§ REQUIRED TASK:
Every line that holds "page" should be shown.
— BEGIN RECORDS TO PROCESS —
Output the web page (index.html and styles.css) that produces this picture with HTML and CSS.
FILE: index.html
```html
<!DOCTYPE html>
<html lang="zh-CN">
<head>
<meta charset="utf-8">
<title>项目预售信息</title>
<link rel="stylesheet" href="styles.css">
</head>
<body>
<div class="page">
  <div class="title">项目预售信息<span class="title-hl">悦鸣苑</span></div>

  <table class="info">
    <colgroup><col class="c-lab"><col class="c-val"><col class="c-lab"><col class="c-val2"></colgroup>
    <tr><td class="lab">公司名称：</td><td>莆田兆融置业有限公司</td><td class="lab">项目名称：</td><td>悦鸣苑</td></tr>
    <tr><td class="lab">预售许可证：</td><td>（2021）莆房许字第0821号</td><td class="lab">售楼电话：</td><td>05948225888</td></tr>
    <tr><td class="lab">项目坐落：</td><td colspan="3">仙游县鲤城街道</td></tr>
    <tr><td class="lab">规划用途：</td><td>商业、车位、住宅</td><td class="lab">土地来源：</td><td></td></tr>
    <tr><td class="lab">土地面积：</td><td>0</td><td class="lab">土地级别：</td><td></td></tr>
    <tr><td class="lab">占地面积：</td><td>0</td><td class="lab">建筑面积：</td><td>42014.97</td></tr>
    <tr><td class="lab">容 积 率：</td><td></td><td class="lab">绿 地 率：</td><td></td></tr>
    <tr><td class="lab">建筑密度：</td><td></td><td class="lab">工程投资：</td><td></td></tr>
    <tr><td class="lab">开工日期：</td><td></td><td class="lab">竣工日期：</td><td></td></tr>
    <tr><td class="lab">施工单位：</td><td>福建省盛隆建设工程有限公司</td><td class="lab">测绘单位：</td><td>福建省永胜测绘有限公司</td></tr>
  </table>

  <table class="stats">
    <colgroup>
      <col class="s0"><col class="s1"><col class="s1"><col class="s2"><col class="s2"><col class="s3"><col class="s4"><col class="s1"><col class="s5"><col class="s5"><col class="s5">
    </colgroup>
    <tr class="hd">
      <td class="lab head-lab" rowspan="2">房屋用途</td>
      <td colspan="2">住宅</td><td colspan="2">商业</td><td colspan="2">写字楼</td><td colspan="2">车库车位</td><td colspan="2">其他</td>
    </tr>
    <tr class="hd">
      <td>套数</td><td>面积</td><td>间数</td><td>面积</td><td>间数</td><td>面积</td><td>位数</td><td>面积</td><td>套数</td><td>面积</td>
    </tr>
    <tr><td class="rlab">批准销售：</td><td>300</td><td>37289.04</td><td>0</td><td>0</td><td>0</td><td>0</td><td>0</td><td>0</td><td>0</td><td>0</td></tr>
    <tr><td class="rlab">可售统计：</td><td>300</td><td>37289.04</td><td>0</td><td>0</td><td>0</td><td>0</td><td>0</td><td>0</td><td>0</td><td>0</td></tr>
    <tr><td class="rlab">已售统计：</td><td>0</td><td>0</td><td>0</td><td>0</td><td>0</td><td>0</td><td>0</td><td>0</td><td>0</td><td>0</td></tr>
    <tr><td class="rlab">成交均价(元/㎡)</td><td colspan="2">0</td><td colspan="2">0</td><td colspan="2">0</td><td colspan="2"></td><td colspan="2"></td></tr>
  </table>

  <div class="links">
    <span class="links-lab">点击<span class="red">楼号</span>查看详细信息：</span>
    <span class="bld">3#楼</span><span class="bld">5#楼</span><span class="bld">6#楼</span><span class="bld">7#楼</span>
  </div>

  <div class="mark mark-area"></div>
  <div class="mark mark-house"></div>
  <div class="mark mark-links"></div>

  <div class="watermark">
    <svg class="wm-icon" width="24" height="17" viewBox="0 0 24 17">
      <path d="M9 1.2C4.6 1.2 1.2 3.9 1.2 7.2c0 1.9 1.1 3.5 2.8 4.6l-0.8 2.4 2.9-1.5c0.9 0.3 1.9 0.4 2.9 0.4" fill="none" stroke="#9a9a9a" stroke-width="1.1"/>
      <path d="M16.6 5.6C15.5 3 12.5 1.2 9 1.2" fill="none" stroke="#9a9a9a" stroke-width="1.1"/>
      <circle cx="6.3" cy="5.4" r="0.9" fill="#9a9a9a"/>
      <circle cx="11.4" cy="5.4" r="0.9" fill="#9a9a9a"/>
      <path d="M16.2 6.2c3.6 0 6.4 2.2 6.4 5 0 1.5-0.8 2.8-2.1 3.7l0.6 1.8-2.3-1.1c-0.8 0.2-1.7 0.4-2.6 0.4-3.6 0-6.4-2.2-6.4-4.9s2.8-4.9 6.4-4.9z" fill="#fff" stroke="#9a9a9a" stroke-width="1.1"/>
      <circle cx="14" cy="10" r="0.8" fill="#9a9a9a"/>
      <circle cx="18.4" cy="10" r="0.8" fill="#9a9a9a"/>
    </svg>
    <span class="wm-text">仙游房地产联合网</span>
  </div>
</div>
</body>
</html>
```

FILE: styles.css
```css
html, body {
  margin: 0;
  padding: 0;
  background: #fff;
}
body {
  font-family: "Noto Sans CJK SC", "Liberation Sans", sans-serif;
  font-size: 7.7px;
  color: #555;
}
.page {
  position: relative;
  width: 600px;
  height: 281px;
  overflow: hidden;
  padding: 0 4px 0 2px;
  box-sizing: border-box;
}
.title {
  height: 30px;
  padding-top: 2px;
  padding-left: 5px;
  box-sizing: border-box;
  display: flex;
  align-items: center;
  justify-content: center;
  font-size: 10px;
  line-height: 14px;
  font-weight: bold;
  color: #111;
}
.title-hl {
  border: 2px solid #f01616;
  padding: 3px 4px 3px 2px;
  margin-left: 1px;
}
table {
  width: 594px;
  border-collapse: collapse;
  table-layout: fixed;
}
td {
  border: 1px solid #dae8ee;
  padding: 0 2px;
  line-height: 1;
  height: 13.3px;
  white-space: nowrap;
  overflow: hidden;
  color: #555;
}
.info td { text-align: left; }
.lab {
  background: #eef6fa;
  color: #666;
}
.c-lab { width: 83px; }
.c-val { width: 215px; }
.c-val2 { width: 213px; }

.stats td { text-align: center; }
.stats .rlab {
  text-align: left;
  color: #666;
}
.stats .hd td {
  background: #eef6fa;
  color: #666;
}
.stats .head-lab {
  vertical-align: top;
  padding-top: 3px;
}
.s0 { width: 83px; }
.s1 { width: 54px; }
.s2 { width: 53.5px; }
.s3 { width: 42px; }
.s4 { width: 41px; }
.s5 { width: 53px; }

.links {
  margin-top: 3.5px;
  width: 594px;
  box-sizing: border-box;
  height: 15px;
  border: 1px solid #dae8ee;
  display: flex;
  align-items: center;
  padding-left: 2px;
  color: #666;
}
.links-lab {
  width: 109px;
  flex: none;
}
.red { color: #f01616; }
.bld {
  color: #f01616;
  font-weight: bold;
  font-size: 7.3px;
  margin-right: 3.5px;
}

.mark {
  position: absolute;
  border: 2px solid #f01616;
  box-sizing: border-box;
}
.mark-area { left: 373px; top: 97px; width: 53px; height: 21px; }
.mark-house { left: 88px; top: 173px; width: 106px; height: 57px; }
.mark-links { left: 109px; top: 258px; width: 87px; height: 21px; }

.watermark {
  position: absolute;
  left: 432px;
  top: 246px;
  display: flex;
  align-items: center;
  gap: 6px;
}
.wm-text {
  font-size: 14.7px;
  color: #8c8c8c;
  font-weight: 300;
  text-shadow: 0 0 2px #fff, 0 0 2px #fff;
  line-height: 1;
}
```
— END RECORDS TO PROCESS —
— BEGIN RECORDS TO PROCESS —
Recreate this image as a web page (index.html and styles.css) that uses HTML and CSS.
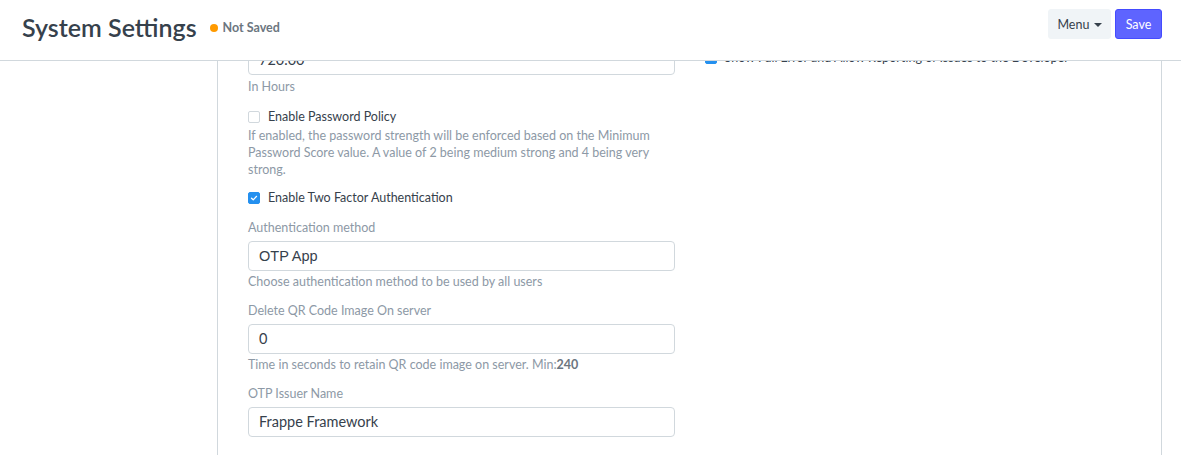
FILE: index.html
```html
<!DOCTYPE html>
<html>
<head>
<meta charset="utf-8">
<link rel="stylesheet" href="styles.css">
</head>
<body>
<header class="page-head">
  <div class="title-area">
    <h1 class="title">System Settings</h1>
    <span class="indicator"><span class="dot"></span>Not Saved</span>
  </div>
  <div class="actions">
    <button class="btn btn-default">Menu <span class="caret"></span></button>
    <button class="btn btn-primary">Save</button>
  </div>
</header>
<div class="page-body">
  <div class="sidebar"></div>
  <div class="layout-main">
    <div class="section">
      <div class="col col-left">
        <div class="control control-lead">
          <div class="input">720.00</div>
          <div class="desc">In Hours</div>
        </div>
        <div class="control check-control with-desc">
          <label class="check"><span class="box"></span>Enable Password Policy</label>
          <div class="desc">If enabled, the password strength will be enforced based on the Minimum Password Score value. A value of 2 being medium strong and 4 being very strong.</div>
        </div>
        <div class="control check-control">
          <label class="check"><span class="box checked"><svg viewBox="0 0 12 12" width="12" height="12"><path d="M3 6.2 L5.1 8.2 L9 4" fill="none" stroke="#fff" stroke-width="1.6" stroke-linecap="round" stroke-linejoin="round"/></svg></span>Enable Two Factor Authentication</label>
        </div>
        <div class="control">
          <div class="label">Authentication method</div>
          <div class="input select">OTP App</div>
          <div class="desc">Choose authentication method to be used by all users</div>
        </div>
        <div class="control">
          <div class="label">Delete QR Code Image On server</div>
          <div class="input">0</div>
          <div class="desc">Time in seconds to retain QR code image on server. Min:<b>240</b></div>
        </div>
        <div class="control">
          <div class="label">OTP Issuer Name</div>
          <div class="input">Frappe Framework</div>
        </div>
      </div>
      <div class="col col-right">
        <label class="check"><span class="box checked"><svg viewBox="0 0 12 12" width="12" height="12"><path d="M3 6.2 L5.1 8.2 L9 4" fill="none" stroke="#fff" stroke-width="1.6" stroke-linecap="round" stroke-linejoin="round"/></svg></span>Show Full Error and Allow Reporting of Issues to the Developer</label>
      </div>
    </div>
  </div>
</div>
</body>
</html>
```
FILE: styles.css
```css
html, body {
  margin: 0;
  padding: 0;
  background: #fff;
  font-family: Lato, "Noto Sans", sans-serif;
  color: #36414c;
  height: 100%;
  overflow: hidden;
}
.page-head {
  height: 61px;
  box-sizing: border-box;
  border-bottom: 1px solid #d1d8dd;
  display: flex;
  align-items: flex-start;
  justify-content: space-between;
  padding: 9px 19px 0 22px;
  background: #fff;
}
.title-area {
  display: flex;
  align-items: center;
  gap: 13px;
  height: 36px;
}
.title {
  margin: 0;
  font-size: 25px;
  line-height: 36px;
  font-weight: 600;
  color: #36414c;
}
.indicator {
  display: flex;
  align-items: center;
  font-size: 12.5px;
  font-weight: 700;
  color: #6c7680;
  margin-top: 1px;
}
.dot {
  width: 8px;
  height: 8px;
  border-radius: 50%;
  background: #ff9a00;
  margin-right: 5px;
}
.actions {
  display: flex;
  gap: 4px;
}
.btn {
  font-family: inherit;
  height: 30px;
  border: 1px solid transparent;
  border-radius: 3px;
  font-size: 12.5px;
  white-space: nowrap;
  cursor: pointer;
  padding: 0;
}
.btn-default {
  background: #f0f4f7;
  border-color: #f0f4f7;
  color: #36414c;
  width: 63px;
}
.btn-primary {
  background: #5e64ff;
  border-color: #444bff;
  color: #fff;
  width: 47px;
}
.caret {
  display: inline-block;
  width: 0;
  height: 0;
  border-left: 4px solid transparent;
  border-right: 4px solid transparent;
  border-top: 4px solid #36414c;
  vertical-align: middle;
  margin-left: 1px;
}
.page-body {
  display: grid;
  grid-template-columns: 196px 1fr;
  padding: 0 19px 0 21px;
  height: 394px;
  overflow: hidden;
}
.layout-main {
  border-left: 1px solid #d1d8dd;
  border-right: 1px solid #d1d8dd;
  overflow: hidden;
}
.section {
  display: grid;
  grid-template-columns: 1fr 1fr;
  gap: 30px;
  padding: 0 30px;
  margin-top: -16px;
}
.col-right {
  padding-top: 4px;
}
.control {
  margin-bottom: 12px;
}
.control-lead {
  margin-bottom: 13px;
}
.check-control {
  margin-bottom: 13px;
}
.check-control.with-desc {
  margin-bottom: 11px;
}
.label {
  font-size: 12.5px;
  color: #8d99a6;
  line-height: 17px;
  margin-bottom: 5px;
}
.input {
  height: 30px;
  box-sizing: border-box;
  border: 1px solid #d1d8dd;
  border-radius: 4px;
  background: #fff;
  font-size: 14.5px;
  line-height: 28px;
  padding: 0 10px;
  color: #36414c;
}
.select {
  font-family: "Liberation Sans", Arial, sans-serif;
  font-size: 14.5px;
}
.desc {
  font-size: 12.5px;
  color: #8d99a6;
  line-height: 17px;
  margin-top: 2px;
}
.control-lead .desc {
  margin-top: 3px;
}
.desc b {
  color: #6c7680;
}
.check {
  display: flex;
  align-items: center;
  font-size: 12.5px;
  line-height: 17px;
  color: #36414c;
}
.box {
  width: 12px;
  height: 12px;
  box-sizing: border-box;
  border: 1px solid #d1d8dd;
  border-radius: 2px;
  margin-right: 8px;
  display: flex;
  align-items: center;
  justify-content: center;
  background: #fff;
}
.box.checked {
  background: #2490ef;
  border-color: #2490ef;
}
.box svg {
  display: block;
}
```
— END RECORDS TO PROCESS —
— BEGIN RECORDS TO PROCESS —
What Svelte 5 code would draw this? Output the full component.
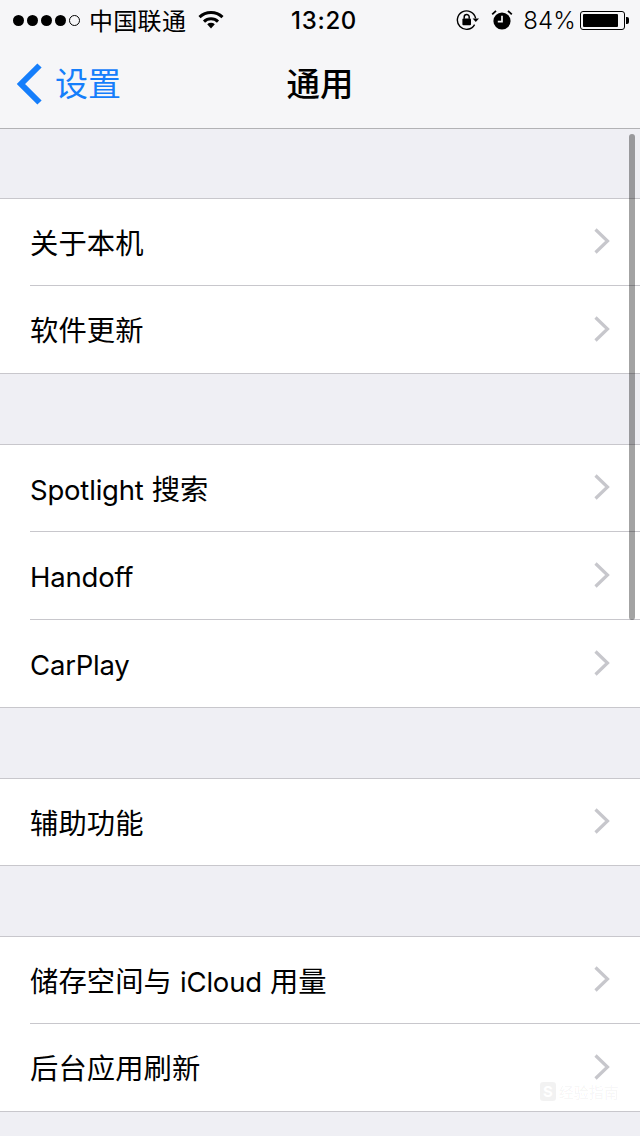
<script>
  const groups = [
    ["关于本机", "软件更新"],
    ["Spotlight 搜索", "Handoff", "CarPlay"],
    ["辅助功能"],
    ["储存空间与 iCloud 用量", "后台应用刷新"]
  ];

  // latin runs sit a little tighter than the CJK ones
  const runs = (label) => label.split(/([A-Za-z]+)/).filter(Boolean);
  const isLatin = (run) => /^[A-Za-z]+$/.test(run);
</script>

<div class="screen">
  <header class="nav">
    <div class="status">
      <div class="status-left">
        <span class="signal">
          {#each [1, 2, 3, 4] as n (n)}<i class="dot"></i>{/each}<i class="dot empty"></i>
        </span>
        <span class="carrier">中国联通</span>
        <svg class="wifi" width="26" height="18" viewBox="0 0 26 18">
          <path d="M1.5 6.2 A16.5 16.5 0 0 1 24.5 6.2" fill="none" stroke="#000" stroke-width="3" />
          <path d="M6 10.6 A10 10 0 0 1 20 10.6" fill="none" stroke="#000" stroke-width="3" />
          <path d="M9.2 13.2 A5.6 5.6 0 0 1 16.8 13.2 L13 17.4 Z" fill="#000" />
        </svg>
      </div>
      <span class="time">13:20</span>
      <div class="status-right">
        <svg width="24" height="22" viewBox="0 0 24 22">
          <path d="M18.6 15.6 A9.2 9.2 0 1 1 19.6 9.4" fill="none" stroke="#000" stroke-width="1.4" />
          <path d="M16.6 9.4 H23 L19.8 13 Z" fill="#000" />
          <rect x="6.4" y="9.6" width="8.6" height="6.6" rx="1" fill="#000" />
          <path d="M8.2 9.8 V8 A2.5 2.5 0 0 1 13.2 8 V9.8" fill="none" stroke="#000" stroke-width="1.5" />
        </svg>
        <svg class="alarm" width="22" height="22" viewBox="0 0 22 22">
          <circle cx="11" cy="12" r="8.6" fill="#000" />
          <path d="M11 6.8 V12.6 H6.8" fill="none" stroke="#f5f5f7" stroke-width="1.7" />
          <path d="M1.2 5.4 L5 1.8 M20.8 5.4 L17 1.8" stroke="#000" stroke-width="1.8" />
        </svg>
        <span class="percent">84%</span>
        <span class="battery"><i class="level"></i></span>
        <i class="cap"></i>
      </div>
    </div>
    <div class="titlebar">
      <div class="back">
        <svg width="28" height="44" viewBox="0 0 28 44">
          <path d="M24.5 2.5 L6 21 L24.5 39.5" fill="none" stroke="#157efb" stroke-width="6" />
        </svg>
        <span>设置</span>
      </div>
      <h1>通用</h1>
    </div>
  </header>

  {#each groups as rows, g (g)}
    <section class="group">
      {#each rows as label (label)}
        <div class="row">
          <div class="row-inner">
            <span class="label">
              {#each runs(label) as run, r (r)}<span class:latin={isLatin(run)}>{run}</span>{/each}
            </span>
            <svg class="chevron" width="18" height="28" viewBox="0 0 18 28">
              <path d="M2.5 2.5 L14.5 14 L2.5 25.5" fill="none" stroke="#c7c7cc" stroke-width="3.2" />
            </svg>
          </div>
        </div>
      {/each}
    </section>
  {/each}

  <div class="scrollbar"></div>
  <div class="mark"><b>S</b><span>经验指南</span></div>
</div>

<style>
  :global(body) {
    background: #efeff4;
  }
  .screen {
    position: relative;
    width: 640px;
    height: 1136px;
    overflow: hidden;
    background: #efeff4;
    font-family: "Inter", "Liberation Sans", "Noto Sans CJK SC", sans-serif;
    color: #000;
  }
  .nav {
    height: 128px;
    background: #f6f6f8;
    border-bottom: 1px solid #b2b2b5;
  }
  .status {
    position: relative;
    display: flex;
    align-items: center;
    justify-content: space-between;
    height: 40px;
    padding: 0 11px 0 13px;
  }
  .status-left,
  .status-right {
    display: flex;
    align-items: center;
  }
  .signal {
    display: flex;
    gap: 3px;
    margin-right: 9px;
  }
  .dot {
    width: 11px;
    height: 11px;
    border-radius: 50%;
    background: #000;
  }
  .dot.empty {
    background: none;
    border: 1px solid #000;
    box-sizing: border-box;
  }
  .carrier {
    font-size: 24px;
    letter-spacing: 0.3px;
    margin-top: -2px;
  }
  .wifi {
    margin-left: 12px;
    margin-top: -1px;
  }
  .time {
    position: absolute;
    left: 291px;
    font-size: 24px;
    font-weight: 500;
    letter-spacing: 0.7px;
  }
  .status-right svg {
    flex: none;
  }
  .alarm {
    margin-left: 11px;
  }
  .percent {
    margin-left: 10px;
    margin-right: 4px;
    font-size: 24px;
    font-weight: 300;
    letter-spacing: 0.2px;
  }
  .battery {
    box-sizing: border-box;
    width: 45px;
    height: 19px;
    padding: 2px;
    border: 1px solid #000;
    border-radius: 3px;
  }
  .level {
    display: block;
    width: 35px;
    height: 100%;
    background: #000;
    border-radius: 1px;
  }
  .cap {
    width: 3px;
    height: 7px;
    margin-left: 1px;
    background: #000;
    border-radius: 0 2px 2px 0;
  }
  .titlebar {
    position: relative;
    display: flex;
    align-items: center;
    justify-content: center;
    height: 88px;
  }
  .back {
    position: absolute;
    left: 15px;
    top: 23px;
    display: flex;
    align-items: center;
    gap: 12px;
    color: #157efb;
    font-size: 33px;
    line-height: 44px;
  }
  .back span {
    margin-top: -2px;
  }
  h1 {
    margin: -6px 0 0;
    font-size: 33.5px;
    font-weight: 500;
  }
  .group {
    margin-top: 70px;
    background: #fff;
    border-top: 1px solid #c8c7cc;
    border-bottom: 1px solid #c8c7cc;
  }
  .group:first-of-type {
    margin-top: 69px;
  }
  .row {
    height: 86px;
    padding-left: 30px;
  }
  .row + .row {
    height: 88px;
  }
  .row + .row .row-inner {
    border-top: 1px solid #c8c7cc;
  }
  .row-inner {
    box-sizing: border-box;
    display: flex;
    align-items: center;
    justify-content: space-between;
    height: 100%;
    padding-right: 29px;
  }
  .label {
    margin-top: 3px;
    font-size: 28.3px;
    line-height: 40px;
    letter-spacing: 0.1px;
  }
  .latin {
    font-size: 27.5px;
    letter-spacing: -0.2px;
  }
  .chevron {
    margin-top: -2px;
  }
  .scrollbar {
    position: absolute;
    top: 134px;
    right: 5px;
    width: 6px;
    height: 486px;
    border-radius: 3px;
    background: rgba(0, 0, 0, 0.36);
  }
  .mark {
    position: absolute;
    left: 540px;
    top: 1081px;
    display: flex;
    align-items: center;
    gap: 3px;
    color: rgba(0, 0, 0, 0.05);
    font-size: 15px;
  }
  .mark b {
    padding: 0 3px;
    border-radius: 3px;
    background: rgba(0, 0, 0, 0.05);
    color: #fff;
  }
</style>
— END RECORDS TO PROCESS —
§ ANSWER TO THIS TASK:
Output the web page (index.html and styles.css) that produces this picture with HTML and CSS.
<div class="page">
.page {
Recreate this image as a web page (index.html and styles.css) that uses HTML and CSS.
<header class="page-head">
<div class="page-body">
.page-head {
.page-body {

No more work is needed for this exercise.